## Stated exercise
Where a line in the listing below contains the word "index", copy that line.

-- start of Material provided --

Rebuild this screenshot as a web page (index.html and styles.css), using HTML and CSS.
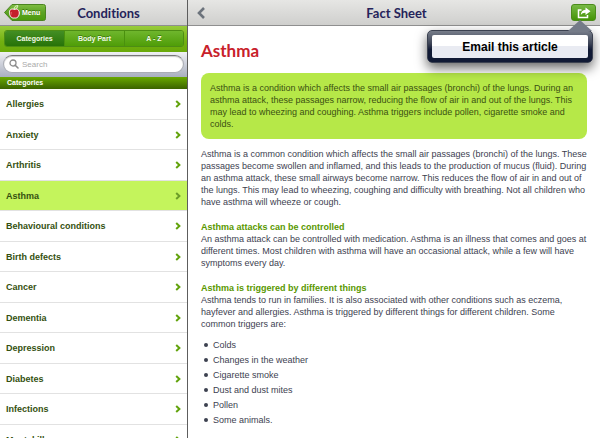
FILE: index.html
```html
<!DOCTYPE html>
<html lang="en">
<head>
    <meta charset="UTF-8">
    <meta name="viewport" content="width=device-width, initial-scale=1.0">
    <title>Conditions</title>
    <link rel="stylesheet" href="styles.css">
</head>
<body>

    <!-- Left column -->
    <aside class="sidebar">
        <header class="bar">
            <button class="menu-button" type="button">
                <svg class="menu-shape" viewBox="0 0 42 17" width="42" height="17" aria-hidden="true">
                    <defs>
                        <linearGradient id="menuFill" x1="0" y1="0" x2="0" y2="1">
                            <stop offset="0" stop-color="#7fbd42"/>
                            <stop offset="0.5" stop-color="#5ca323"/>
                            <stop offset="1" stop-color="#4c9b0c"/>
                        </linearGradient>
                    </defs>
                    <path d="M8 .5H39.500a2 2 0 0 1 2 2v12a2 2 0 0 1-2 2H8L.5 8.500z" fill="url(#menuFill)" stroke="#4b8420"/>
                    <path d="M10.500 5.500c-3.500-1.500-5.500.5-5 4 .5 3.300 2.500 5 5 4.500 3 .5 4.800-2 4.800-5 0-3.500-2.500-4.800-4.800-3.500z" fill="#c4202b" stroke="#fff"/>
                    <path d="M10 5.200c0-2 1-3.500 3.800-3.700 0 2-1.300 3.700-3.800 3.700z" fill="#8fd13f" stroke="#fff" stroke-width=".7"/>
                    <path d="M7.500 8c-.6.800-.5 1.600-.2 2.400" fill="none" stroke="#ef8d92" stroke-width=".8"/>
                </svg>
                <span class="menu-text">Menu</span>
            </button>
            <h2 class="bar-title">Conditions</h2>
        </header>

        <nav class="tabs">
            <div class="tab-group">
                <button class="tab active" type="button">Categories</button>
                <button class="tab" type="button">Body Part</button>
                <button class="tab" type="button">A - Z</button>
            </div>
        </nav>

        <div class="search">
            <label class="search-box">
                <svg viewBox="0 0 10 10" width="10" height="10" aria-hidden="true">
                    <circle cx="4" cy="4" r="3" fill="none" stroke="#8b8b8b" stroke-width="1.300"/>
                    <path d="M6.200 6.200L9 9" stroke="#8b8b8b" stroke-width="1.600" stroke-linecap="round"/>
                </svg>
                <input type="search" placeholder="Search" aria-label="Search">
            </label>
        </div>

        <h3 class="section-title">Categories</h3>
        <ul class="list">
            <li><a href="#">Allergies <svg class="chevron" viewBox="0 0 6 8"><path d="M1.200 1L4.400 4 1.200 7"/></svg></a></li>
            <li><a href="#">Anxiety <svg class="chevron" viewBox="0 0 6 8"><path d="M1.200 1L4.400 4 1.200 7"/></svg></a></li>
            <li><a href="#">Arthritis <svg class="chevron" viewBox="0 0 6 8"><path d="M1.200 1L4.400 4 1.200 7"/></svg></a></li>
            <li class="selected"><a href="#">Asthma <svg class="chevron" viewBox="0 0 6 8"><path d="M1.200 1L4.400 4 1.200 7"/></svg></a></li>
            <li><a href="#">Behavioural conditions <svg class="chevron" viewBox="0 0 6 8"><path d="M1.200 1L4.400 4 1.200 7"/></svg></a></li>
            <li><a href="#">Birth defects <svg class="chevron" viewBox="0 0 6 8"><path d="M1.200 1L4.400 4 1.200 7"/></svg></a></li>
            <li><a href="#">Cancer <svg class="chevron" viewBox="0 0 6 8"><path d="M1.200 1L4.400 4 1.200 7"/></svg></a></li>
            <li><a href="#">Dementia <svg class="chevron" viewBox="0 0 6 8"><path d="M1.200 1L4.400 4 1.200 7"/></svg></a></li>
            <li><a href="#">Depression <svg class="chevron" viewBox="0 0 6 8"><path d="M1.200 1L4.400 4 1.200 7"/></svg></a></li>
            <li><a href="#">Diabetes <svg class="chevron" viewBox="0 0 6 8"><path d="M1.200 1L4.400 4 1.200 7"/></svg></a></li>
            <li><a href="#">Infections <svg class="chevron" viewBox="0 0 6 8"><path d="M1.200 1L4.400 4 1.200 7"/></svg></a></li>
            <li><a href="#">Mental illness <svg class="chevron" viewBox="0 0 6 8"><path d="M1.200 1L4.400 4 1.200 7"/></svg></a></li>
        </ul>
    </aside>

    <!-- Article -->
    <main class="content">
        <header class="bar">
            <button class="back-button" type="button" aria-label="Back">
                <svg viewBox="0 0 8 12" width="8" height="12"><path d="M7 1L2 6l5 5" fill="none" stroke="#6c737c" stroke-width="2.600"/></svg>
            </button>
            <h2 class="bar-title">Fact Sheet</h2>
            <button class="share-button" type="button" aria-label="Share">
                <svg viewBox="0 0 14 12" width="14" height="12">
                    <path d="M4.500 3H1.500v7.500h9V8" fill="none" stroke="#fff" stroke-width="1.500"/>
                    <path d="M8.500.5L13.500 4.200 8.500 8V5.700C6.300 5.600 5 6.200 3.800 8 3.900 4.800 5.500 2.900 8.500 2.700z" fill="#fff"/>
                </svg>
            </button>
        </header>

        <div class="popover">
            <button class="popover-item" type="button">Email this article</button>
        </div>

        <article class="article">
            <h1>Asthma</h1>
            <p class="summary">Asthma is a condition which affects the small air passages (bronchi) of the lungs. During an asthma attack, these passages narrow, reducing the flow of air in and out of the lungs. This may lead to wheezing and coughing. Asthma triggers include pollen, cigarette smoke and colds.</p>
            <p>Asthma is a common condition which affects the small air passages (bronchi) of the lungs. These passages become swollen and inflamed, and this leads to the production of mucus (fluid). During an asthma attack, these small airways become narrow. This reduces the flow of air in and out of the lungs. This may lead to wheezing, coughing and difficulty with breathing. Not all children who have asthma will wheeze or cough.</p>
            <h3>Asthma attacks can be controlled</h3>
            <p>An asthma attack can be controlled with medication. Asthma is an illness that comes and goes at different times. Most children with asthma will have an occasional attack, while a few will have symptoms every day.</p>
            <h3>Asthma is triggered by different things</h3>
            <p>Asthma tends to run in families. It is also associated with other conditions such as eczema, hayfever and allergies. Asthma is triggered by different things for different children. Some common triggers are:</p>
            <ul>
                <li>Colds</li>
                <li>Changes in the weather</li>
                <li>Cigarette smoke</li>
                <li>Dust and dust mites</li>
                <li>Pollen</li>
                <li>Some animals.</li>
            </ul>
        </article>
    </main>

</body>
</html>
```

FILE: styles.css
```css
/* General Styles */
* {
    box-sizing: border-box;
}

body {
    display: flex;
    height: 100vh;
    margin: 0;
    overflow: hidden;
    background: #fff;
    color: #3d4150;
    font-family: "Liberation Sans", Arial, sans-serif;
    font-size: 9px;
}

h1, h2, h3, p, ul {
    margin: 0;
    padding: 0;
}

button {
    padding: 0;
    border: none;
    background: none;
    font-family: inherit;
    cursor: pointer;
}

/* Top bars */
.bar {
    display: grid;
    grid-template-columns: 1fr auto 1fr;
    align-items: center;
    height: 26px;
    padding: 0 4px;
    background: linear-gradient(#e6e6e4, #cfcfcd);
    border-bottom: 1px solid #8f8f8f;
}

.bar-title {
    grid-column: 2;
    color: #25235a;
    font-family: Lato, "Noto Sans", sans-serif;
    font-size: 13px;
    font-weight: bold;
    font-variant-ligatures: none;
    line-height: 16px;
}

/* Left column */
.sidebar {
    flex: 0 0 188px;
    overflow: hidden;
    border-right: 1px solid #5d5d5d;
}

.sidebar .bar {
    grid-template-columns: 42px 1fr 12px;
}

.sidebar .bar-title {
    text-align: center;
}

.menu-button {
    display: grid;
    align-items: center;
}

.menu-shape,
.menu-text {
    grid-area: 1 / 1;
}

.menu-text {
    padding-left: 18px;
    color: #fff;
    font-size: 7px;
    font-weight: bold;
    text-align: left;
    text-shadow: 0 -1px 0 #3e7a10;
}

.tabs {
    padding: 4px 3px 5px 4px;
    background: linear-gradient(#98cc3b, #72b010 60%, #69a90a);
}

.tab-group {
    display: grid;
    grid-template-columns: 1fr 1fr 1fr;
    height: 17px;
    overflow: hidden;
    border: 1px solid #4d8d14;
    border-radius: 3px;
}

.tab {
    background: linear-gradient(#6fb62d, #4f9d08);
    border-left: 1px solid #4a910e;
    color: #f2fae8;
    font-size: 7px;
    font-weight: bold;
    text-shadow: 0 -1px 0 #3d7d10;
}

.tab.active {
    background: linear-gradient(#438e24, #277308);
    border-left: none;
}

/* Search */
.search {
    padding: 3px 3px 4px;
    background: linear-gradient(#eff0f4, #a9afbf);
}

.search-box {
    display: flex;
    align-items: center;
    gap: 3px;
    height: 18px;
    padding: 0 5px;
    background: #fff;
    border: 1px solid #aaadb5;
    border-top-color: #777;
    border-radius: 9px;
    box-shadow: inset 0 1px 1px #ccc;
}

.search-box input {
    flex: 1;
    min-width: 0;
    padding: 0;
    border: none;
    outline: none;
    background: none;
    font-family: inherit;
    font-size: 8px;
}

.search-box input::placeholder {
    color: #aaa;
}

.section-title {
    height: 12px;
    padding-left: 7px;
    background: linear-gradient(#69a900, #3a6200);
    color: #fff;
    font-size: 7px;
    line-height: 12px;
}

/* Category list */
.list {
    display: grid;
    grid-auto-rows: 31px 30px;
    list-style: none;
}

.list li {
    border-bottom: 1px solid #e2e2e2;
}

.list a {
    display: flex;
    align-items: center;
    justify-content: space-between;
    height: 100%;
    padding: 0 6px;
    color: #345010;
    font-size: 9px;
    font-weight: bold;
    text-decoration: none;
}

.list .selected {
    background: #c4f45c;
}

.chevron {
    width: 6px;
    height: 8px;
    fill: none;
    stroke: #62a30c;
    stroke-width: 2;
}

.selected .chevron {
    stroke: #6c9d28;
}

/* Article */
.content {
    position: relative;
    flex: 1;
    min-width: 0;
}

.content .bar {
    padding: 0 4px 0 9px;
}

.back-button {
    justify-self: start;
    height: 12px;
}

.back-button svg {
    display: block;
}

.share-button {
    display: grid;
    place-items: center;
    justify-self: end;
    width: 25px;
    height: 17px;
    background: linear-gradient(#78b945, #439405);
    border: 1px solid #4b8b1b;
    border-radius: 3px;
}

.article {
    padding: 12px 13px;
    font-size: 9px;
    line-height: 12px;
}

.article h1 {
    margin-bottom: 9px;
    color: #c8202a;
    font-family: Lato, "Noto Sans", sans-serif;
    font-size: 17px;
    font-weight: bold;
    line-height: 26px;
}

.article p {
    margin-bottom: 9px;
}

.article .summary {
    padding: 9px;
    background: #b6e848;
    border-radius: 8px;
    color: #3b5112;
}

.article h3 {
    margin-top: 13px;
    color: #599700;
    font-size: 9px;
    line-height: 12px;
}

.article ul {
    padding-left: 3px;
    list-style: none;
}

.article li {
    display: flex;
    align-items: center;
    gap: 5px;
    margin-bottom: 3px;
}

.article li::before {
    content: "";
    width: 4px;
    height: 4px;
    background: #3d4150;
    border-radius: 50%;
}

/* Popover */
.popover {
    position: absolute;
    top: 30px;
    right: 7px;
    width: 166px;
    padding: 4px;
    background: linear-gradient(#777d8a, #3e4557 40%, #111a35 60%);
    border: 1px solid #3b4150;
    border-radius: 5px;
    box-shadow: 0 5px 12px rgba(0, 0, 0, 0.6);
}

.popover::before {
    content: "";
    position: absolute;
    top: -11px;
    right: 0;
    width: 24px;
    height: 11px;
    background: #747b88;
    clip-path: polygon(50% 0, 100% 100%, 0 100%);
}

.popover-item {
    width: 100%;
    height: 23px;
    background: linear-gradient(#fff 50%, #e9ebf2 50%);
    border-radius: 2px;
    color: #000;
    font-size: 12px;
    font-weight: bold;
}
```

-- end of Material provided --

## Worked answer
Rebuild this screenshot as a web page (index.html and styles.css), using HTML and CSS.
FILE: index.html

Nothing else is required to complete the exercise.